- **AVAILABLE DATA**

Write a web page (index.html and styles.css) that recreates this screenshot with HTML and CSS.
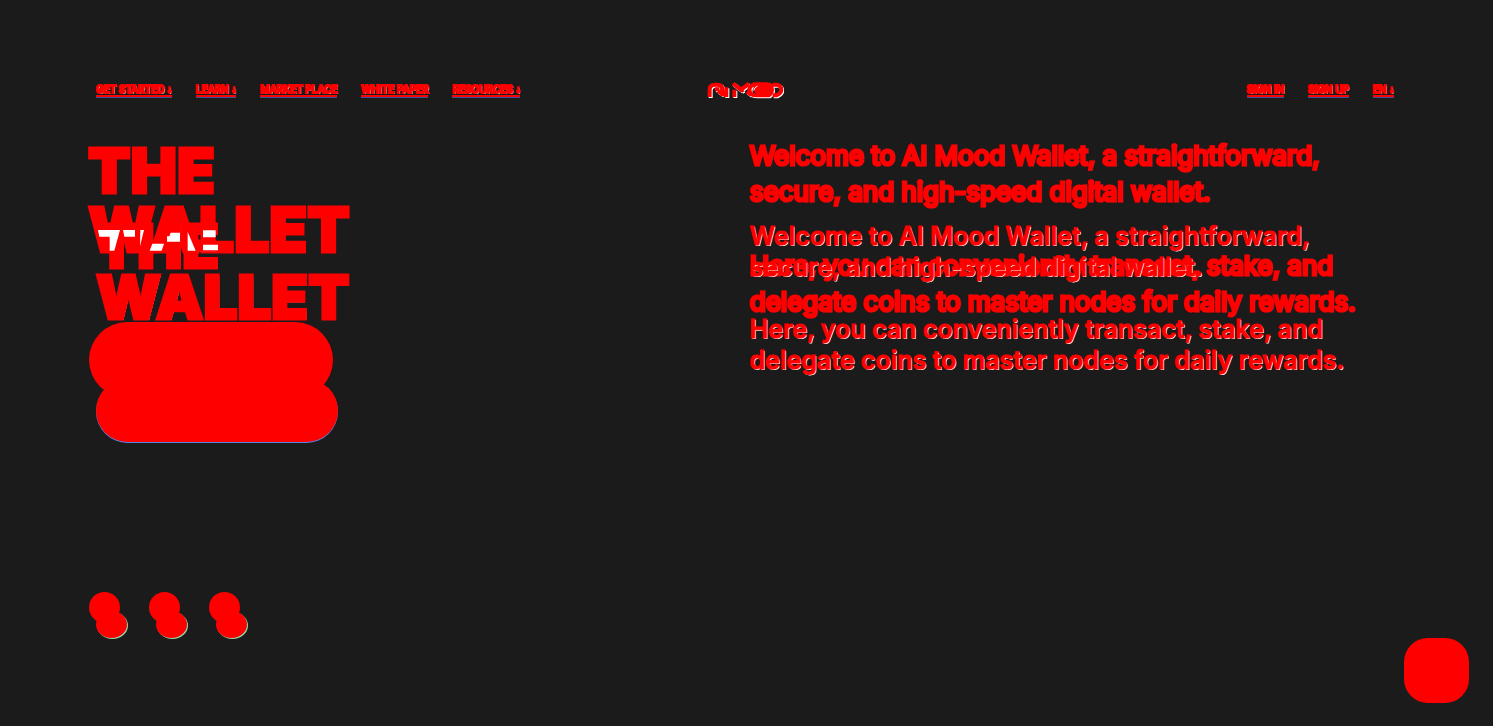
FILE: index.html
```html
<!DOCTYPE html>
<html lang="en">
<head>
<meta charset="utf-8">
<meta name="viewport" content="width=device-width, initial-scale=1">
<title>Ai Mood Wallet</title>
<link rel="stylesheet" href="styles.css">
</head>
<body>
<header class="bar">
  <nav class="nav" aria-label="Main">
    <a href="#start">GET STARTED <span class="arrow">↓</span></a>
    <a href="#learn">LEARN <span class="arrow">↓</span></a>
    <a href="#market">MARKET PLACE</a>
    <a href="#paper">WHITE PAPER</a>
    <a href="#resources">RESOURCES <span class="arrow">↓</span></a>
  </nav>
  <a class="logo" href="#home" aria-label="Ai Mood">
    <svg width="78" height="18" viewBox="48 34 234 54" fill="none">
      <defs>
        <g id="mark">
          <path d="M59 82V60Q59 45 75 45H83Q97 45 97 60V68M75 59H88M84 64L100 75"/>
          <path d="M109 82V53M133 82V60M129 42L153 60L177 42M153 64L160 60M171 66L184 76"/>
          <path d="M192 44Q178 50 178 60Q180 77 200 77H236Q246 70 246 60Q246 44 230 44Z"/>
          <path d="M248 45H260Q274 49 274 60T259 77H248"/>
        </g>
      </defs>
      <use href="#mark" class="mark-edge" x="3" y="3"/>
      <use href="#mark" class="mark"/>
      <path d="M84 62H109V80H92ZM192 44H230Q246 46 246 60T236 77H200L190 60Z" fill="#f00"/>
      <path d="M203 49Q193 52 191 63" stroke="#fff" stroke-width="3"/>
    </svg>
  </a>
  <nav class="nav account" aria-label="Account">
    <a href="#signin">SIGN IN</a>
    <a href="#signup">SIGN UP</a>
    <a href="#lang">EN <span class="arrow">↓</span></a>
  </nav>
</header>
<main class="hero">
  <section class="lead">
    <div class="stack">
      <h1 class="title">THE<br>WALLET</h1>
      <div class="title title-echo" aria-hidden="true">THE<br>WALLET</div>
      <svg class="overlap" width="120" height="22" viewBox="54 286 360 66" aria-hidden="true">
        <path fill="#fff" d="M54 286H120L103 348H89V306H58ZM129 286H165V306H133ZM181 286H192L180 335ZM217 327H252L245 348H209ZM272 294H300V321H261V305H268ZM323 291L347 348H323Z"/>
        <path fill="#fff" d="M369 287H407V308H369ZM369 330H414V347H369Z"/>
      </svg>
    </div>
    <div class="actions">
      <button class="pill" type="button" aria-label="Get the wallet"></button>
      <span class="pill-echo"></span>
    </div>
    <div class="socials">
      <a class="social" href="#one" aria-label="Community"></a>
      <a class="social" href="#two" aria-label="News"></a>
      <a class="social" href="#three" aria-label="Chat"></a>
    </div>
  </section>
  <section class="stack intro">
    <div class="copy">
      <p>Welcome to AI Mood Wallet, a straightforward,<br>secure, and high-speed digital wallet.</p>
      <p>Here, you can conveniently transact, stake, and<br>delegate coins to master nodes for daily rewards.</p>
    </div>
    <div class="copy copy-echo" aria-hidden="true">
      <p>Welcome to AI Mood Wallet, a straightforward,<br>secure, and high-speed digital wallet.</p>
      <p>Here, you can conveniently transact, stake, and<br>delegate coins to master nodes for daily rewards.</p>
    </div>
  </section>
</main>
<button class="chat" type="button" aria-label="Open chat"></button>
</body>
</html>
```
FILE: styles.css
```css
* { box-sizing: border-box; }
body {
  margin: 0;
  background: #1b1b1b;
  color: #f00;
  font-family: Inter, "Liberation Sans", sans-serif;
  font-optical-sizing: none;
}
.bar {
  display: grid;
  grid-template-columns: 1fr auto 1fr;
  align-items: center;
  padding: 81px 99px 0 96px;
}
.nav { display: flex; gap: 24px; }
.account { justify-content: flex-end; padding-top: 1px; }
.nav a {
  color: #f00;
  font-size: 10px;
  font-weight: 500;
  line-height: 11px;
  text-decoration: none;
  white-space: nowrap;
  -webkit-text-stroke: 2px #f00;
  text-shadow: 1px 1px 0 #fff;
  border-bottom: 2px solid #f00;
  box-shadow: 0 1px 0 #3b4f91;
}
.arrow { font-family: "Liberation Sans", sans-serif; font-size: 10px; }
.logo { display: block; height: 18px; }
.logo svg { display: block; }
.mark { stroke: #f00; stroke-width: 12px; }
.mark-edge { stroke: #fff; stroke-width: 12px; }
.hero {
  display: grid;
  grid-template-columns: 1fr 1fr;
  gap: 6px;
  padding: 39px 88px 0;
}
.lead { padding-top: 3px; }
.stack { display: grid; justify-items: start; align-items: start; }
.stack > * { grid-area: 1 / 1; }
.title {
  margin: 0;
  font-size: 62px;
  font-weight: 900;
  line-height: 59px;
  -webkit-text-stroke: 3px #f00;
}
.title-echo {
  padding: 80px 0 0 8px;
  font-size: 60px;
  line-height: 51px;
  text-shadow: 1px 1px 0 #fff;
}
.overlap { margin: 89px 0 0 10px; }
.actions { display: grid; justify-items: start; margin-top: -1px; }
.actions > * { grid-area: 1 / 1; }
.pill {
  width: 244px;
  height: 76px;
  margin-left: 1px;
  border: 0;
  border-radius: 38px;
  background: #f00;
}
.pill-echo {
  width: 242px;
  height: 63px;
  margin: 57px 0 0 8px;
  border-radius: 32px;
  background: #f00;
  box-shadow: 0 1px 0 #5b82dc;
}
.socials { display: flex; gap: 29px; margin: 150px 0 0 1px; }
.social {
  display: grid;
  width: 31px;
  height: 47px;
}
.social::before, .social::after {
  content: "";
  grid-area: 1 / 1;
  width: 31px;
  height: 31px;
  border-radius: 50%;
  background: #f00;
}
.social::after {
  height: 27px;
  margin: 19px 0 0 7px;
  box-shadow: 1px 1px 0 #8fd8a8;
}
.copy {
  font-size: 26px;
  font-weight: 400;
  line-height: 36px;
  -webkit-text-stroke: 3px #f00;
}
.copy p { margin: 0 0 38px; white-space: nowrap; }
.copy-echo {
  padding-top: 83px;
  font-size: 25px;
  font-weight: 600;
  line-height: 31px;
  -webkit-text-stroke: 1px #f00;
  text-shadow: 1px 1px 0 #fff;
}
.copy-echo p { margin-bottom: 31px; }
.chat {
  position: fixed;
  right: 24px;
  bottom: 23px;
  width: 65px;
  height: 65px;
  border: 0;
  border-radius: 24px;
  background: #f00;
}
```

- **EXERCISE**
Restate the full listing verbatim and drop every picture.

- **TASK SOLUTION**
Write a web page (index.html and styles.css) that recreates this screenshot with HTML and CSS.
FILE: index.html
```html
<!DOCTYPE html>
<html lang="en">
<head>
<meta charset="utf-8">
<meta name="viewport" content="width=device-width, initial-scale=1">
<title>Ai Mood Wallet</title>
<link rel="stylesheet" href="styles.css">
</head>
<body>
<header class="bar">
  <nav class="nav" aria-label="Main">
    <a href="#start">GET STARTED <span class="arrow">↓</span></a>
    <a href="#learn">LEARN <span class="arrow">↓</span></a>
    <a href="#market">MARKET PLACE</a>
    <a href="#paper">WHITE PAPER</a>
    <a href="#resources">RESOURCES <span class="arrow">↓</span></a>
  </nav>
  <a class="logo" href="#home" aria-label="Ai Mood">
    <svg width="78" height="18" viewBox="48 34 234 54" fill="none">
      <defs>
        <g id="mark">
          <path d="M59 82V60Q59 45 75 45H83Q97 45 97 60V68M75 59H88M84 64L100 75"/>
          <path d="M109 82V53M133 82V60M129 42L153 60L177 42M153 64L160 60M171 66L184 76"/>
          <path d="M192 44Q178 50 178 60Q180 77 200 77H236Q246 70 246 60Q246 44 230 44Z"/>
          <path d="M248 45H260Q274 49 274 60T259 77H248"/>
        </g>
      </defs>
      <use href="#mark" class="mark-edge" x="3" y="3"/>
      <use href="#mark" class="mark"/>
      <path d="M84 62H109V80H92ZM192 44H230Q246 46 246 60T236 77H200L190 60Z" fill="#f00"/>
      <path d="M203 49Q193 52 191 63" stroke="#fff" stroke-width="3"/>
    </svg>
  </a>
  <nav class="nav account" aria-label="Account">
    <a href="#signin">SIGN IN</a>
    <a href="#signup">SIGN UP</a>
    <a href="#lang">EN <span class="arrow">↓</span></a>
  </nav>
</header>
<main class="hero">
  <section class="lead">
    <div class="stack">
      <h1 class="title">THE<br>WALLET</h1>
      <div class="title title-echo" aria-hidden="true">THE<br>WALLET</div>
      <svg class="overlap" width="120" height="22" viewBox="54 286 360 66" aria-hidden="true">
        <path fill="#fff" d="M54 286H120L103 348H89V306H58ZM129 286H165V306H133ZM181 286H192L180 335ZM217 327H252L245 348H209ZM272 294H300V321H261V305H268ZM323 291L347 348H323Z"/>
        <path fill="#fff" d="M369 287H407V308H369ZM369 330H414V347H369Z"/>
      </svg>
    </div>
    <div class="actions">
      <button class="pill" type="button" aria-label="Get the wallet"></button>
      <span class="pill-echo"></span>
    </div>
    <div class="socials">
      <a class="social" href="#one" aria-label="Community"></a>
      <a class="social" href="#two" aria-label="News"></a>
      <a class="social" href="#three" aria-label="Chat"></a>
    </div>
  </section>
  <section class="stack intro">
    <div class="copy">
      <p>Welcome to AI Mood Wallet, a straightforward,<br>secure, and high-speed digital wallet.</p>
      <p>Here, you can conveniently transact, stake, and<br>delegate coins to master nodes for daily rewards.</p>
    </div>
    <div class="copy copy-echo" aria-hidden="true">
      <p>Welcome to AI Mood Wallet, a straightforward,<br>secure, and high-speed digital wallet.</p>
      <p>Here, you can conveniently transact, stake, and<br>delegate coins to master nodes for daily rewards.</p>
    </div>
  </section>
</main>
<button class="chat" type="button" aria-label="Open chat"></button>
</body>
</html>
```
FILE: styles.css
```css
* { box-sizing: border-box; }
body {
  margin: 0;
  background: #1b1b1b;
  color: #f00;
  font-family: Inter, "Liberation Sans", sans-serif;
  font-optical-sizing: none;
}
.bar {
  display: grid;
  grid-template-columns: 1fr auto 1fr;
  align-items: center;
  padding: 81px 99px 0 96px;
}
.nav { display: flex; gap: 24px; }
.account { justify-content: flex-end; padding-top: 1px; }
.nav a {
  color: #f00;
  font-size: 10px;
  font-weight: 500;
  line-height: 11px;
  text-decoration: none;
  white-space: nowrap;
  -webkit-text-stroke: 2px #f00;
  text-shadow: 1px 1px 0 #fff;
  border-bottom: 2px solid #f00;
  box-shadow: 0 1px 0 #3b4f91;
}
.arrow { font-family: "Liberation Sans", sans-serif; font-size: 10px; }
.logo { display: block; height: 18px; }
.logo svg { display: block; }
.mark { stroke: #f00; stroke-width: 12px; }
.mark-edge { stroke: #fff; stroke-width: 12px; }
.hero {
  display: grid;
  grid-template-columns: 1fr 1fr;
  gap: 6px;
  padding: 39px 88px 0;
}
.lead { padding-top: 3px; }
.stack { display: grid; justify-items: start; align-items: start; }
.stack > * { grid-area: 1 / 1; }
.title {
  margin: 0;
  font-size: 62px;
  font-weight: 900;
  line-height: 59px;
  -webkit-text-stroke: 3px #f00;
}
.title-echo {
  padding: 80px 0 0 8px;
  font-size: 60px;
  line-height: 51px;
  text-shadow: 1px 1px 0 #fff;
}
.overlap { margin: 89px 0 0 10px; }
.actions { display: grid; justify-items: start; margin-top: -1px; }
.actions > * { grid-area: 1 / 1; }
.pill {
  width: 244px;
  height: 76px;
  margin-left: 1px;
  border: 0;
  border-radius: 38px;
  background: #f00;
}
.pill-echo {
  width: 242px;
  height: 63px;
  margin: 57px 0 0 8px;
  border-radius: 32px;
  background: #f00;
  box-shadow: 0 1px 0 #5b82dc;
}
.socials { display: flex; gap: 29px; margin: 150px 0 0 1px; }
.social {
  display: grid;
  width: 31px;
  height: 47px;
}
.social::before, .social::after {
  content: "";
  grid-area: 1 / 1;
  width: 31px;
  height: 31px;
  border-radius: 50%;
  background: #f00;
}
.social::after {
  height: 27px;
  margin: 19px 0 0 7px;
  box-shadow: 1px 1px 0 #8fd8a8;
}
.copy {
  font-size: 26px;
  font-weight: 400;
  line-height: 36px;
  -webkit-text-stroke: 3px #f00;
}
.copy p { margin: 0 0 38px; white-space: nowrap; }
.copy-echo {
  padding-top: 83px;
  font-size: 25px;
  font-weight: 600;
  line-height: 31px;
  -webkit-text-stroke: 1px #f00;
  text-shadow: 1px 1px 0 #fff;
}
.copy-echo p { margin-bottom: 31px; }
.chat {
  position: fixed;
  right: 24px;
  bottom: 23px;
  width: 65px;
  height: 65px;
  border: 0;
  border-radius: 24px;
  background: #f00;
}
```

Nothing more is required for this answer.